Cities and towns incorporated and began providing city services to residents and businesses. Due to the lack of water treatment capabilities, the water provided to the communities came from wells. This practice continues today. However, as communities, specifically here in northeastern Illinois, continue to grow, pumping water from the wells isn’t the “ever abundant supply” of water that was once envisioned. In order to provide water to the area now and in the future, communities with fresh water sources such as rivers and lakes, looked into treatment processes to determine the viability of those sources, once again, for drinking water.
Below the Surface
In the mid-1970s, Elgin’s population was rapidly growing. The 11 deep wells that were providing drinking water to the town were evaluated for sustainability. The city administrators were faced with a decision: drill additional wells to continue to supply water, or look to the Fox River as a drinking water source.

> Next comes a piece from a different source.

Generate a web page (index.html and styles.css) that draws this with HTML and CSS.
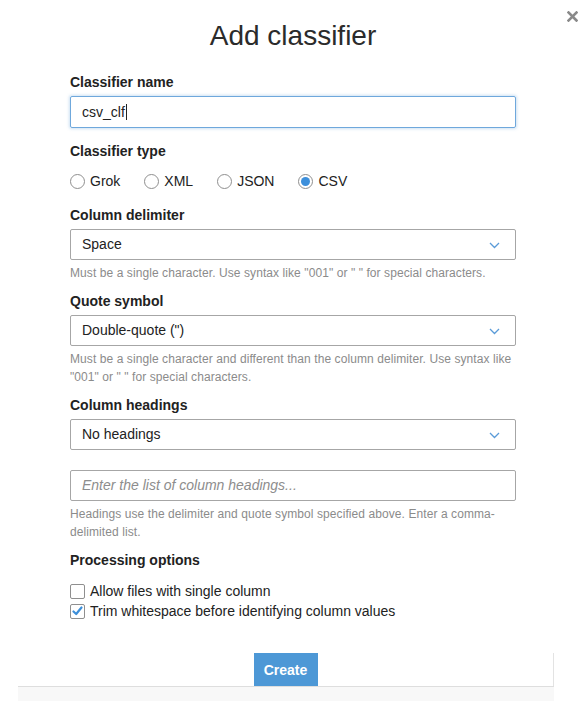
FILE: index.html
```html
<!DOCTYPE html>
<html>
<head>
<meta charset="utf-8">
<link rel="stylesheet" href="styles.css">
</head>
<body>
<div class="modal">
  <button class="close" aria-label="Close">
    <svg width="11" height="11" viewBox="0 0 11 11"><path d="M1.5 1.5 L9.5 9.5 M9.5 1.5 L1.5 9.5" stroke="#8a8a8a" stroke-width="2.6" stroke-linecap="square"/></svg>
  </button>
  <h1 class="title">Add classifier</h1>
  <form class="form">
    <label class="label first">Classifier name</label>
    <div class="input focus">csv_clf<span class="caret"></span></div>

    <label class="label l-type">Classifier type</label>
    <div class="radios">
      <span class="radio"><span class="dot"></span>Grok</span>
      <span class="radio"><span class="dot"></span>XML</span>
      <span class="radio"><span class="dot"></span>JSON</span>
      <span class="radio"><span class="dot on"></span>CSV</span>
    </div>

    <label class="label l-delim">Column delimiter</label>
    <div class="select">Space<svg class="chev" width="11" height="7" viewBox="0 0 11 7"><path d="M1 1 L5.5 5.5 L10 1" fill="none" stroke="#5a9bd8" stroke-width="1.3"/></svg></div>
    <p class="help">Must be a single character. Use syntax like "001" or " " for special characters.</p>

    <label class="label l-next">Quote symbol</label>
    <div class="select">Double-quote (")<svg class="chev" width="11" height="7" viewBox="0 0 11 7"><path d="M1 1 L5.5 5.5 L10 1" fill="none" stroke="#5a9bd8" stroke-width="1.3"/></svg></div>
    <p class="help">Must be a single character and different than the column delimiter. Use syntax like "001" or " " for special characters.</p>

    <label class="label l-next">Column headings</label>
    <div class="select">No headings<svg class="chev" width="11" height="7" viewBox="0 0 11 7"><path d="M1 1 L5.5 5.5 L10 1" fill="none" stroke="#5a9bd8" stroke-width="1.3"/></svg></div>
    <div class="input placeholder">Enter the list of column headings...</div>
    <p class="help">Headings use the delimiter and quote symbol specified above. Enter a comma-delimited list.</p>

    <label class="label l-proc">Processing options</label>
    <div class="checks">
      <span class="check"><span class="box"></span>Allow files with single column</span>
      <span class="check"><span class="box on"><svg width="11" height="10" viewBox="0 0 11 10"><path d="M1.5 5.5 L4.2 8 L9.5 1.5" fill="none" stroke="#3d8fd9" stroke-width="2.2" stroke-linecap="round" stroke-linejoin="round"/></svg></span>Trim whitespace before identifying column values</span>
    </div>
  </form>
  <div class="footer">
    <div class="footer-row"><button class="create">Create</button></div>
    <div class="footer-band"></div>
  </div>
</div>
</body>
</html>
```
FILE: styles.css
```css
* { box-sizing: border-box; }
html, body { margin: 0; padding: 0; background: #fff; }
body {
  font-family: "Liberation Sans", Arial, sans-serif;
  color: #222;
  width: 586px;
  height: 701px;
  overflow: hidden;
}
.modal { position: relative; padding-top: 20px; }
.close {
  position: absolute;
  top: 11px;
  left: 567px;
  border: 0;
  background: none;
  padding: 0;
  width: 11px;
  height: 11px;
  display: block;
}
.close svg { display: block; }
.title {
  margin: 0;
  text-align: center;
  font-weight: normal;
  font-size: 28px;
  line-height: 32px;
  color: #2b2b2b;
}
.form {
  margin: 0 0 0 70px;
  width: 446px;
  display: flex;
  flex-direction: column;
}
.label {
  display: block;
  font-weight: bold;
  font-size: 14px;
  line-height: 20px;
  color: #222;
}
.first { margin-top: 20px; }
.l-type { margin-top: 13px; }
.l-delim { margin-top: 14px; }
.l-next { margin-top: 9px; }
.l-proc { margin-top: 9px; }
.input, .select {
  margin-top: 4px;
  height: 31px;
  border: 1px solid #a6a6a6;
  border-radius: 2px;
  font-size: 14px;
  line-height: 29px;
  padding: 0 11px;
  color: #222;
  display: flex;
  align-items: center;
}
.input.focus {
  height: 32px;
  border-color: #6fa8dc;
  box-shadow: 0 0 3px 1px rgba(111,168,220,0.35);
}
.caret {
  display: inline-block;
  width: 1px;
  height: 16px;
  background: #222;
  margin-left: 1px;
}
.select { justify-content: space-between; }
.chev { margin-right: 4px; margin-top: 1px; }
.placeholder {
  margin-top: 20px;
  font-style: italic;
  color: #8d8d8d;
}
.help {
  margin: 4px 0 0;
  font-size: 12px;
  line-height: 18px;
  color: #8b8b8b;
  letter-spacing: 0.08px;
}
.radios {
  margin-top: 10px;
  display: flex;
  gap: 24px;
  font-size: 14px;
  line-height: 20px;
}
.radio { display: flex; align-items: center; }
.dot {
  width: 15px;
  height: 15px;
  border: 1px solid #8f8f8f;
  border-radius: 50%;
  margin-right: 5px;
  display: flex;
  align-items: center;
  justify-content: center;
}
.dot.on::after {
  content: "";
  width: 9px;
  height: 9px;
  border-radius: 50%;
  background: #3d8fdb;
}
.checks {
  margin-top: 11px;
  display: flex;
  flex-direction: column;
  font-size: 14px;
  line-height: 20px;
}
.check { display: flex; align-items: center; }
.box {
  width: 15px;
  height: 15px;
  border: 1px solid #8f8f8f;
  border-radius: 2px;
  margin-right: 5px;
  display: flex;
  align-items: center;
  justify-content: center;
}
.footer {
  margin: 32px 0 0 18px;
  width: 536px;
}
.footer-row {
  display: flex;
  justify-content: center;
  border-right: 1px solid #e3e3e3;
}
.create {
  width: 64px;
  height: 33px;
  border: 0;
  border-radius: 0;
  background: #4d98d6;
  color: #fff;
  font-family: "Liberation Sans", Arial, sans-serif;
  font-weight: bold;
  font-size: 14px;
  padding: 0;
}
.footer-band {
  height: 16px;
  border-top: 1px solid #dedede;
  background: #f8f8f8;
}
```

The Illinois Environmental Protection Agency was fairly new. Water regulations both on drinking water, and waters discharged to the waters of the state, were also fairly new. The Clean Water Act went into effect in 1972, when the EPA was formed, to regulate what could be dumped into “waters of the state”. For over a hundred years, people used the river as a dumping source for everything from human waste to industrial waste and garbage. Lakes, rivers and streams were so polluted that they could not be used for recreation, let alone drinking water.
Dirty Water
Public perception was another hurdle that had to be overcome. The area residents were used to considering the Fox River as a “sewer receptacle” and didn’t want to think that they were drinking that water. By the time that Elgin began using the Fox River as the drinking water source, its water quality had improved exponentially. Industrial discharges were limited. Awareness of random dumping was in the limelight. Jim Phillips, aka “The Fox,” had brought to light the actions of many businesses that were polluting the river.
Making Water Clean Again
Water treatment technology had come a long way in the last hundred years and the Illinois EPA was helping to clean up the Fox River by placing regulations on dischargers. The City of Elgin decided to turn to the Fox River once again as a drinking water source. Several years of testing the river water, testing the treatment processes, and getting permits for the water withdrawal, led Elgin to break ground on the Leo Nelson Riverside Water Treatment Plant in May of 1979. The plant was fully operational by 1981 and the plan was to maximize the use of the river for the drinking water supply.
Drinking the Fox
The water quality in the Fox River makes it an excellent source for drinking water. It does not have heavy metals or the pesticide contamination that it once had. The biggest threat to the river water quality is still us. The overabundance of nutrients (phosphorous and nitrogen) causes algal blooms and oxygen deficiencies which can damage the ecosystem of the river.
Currently the city of Elgin pulls approximately 85% of the total water supplied from the Fox River. Elgin supplies water to its residents as well as the Village of Sleepy Hollow and a portion of the Village of Bartlett. The city of Aurora also uses the Fox River as its drinking water source. Today, nearly 350,000 people in the watershed get their drinking water from the Fox River.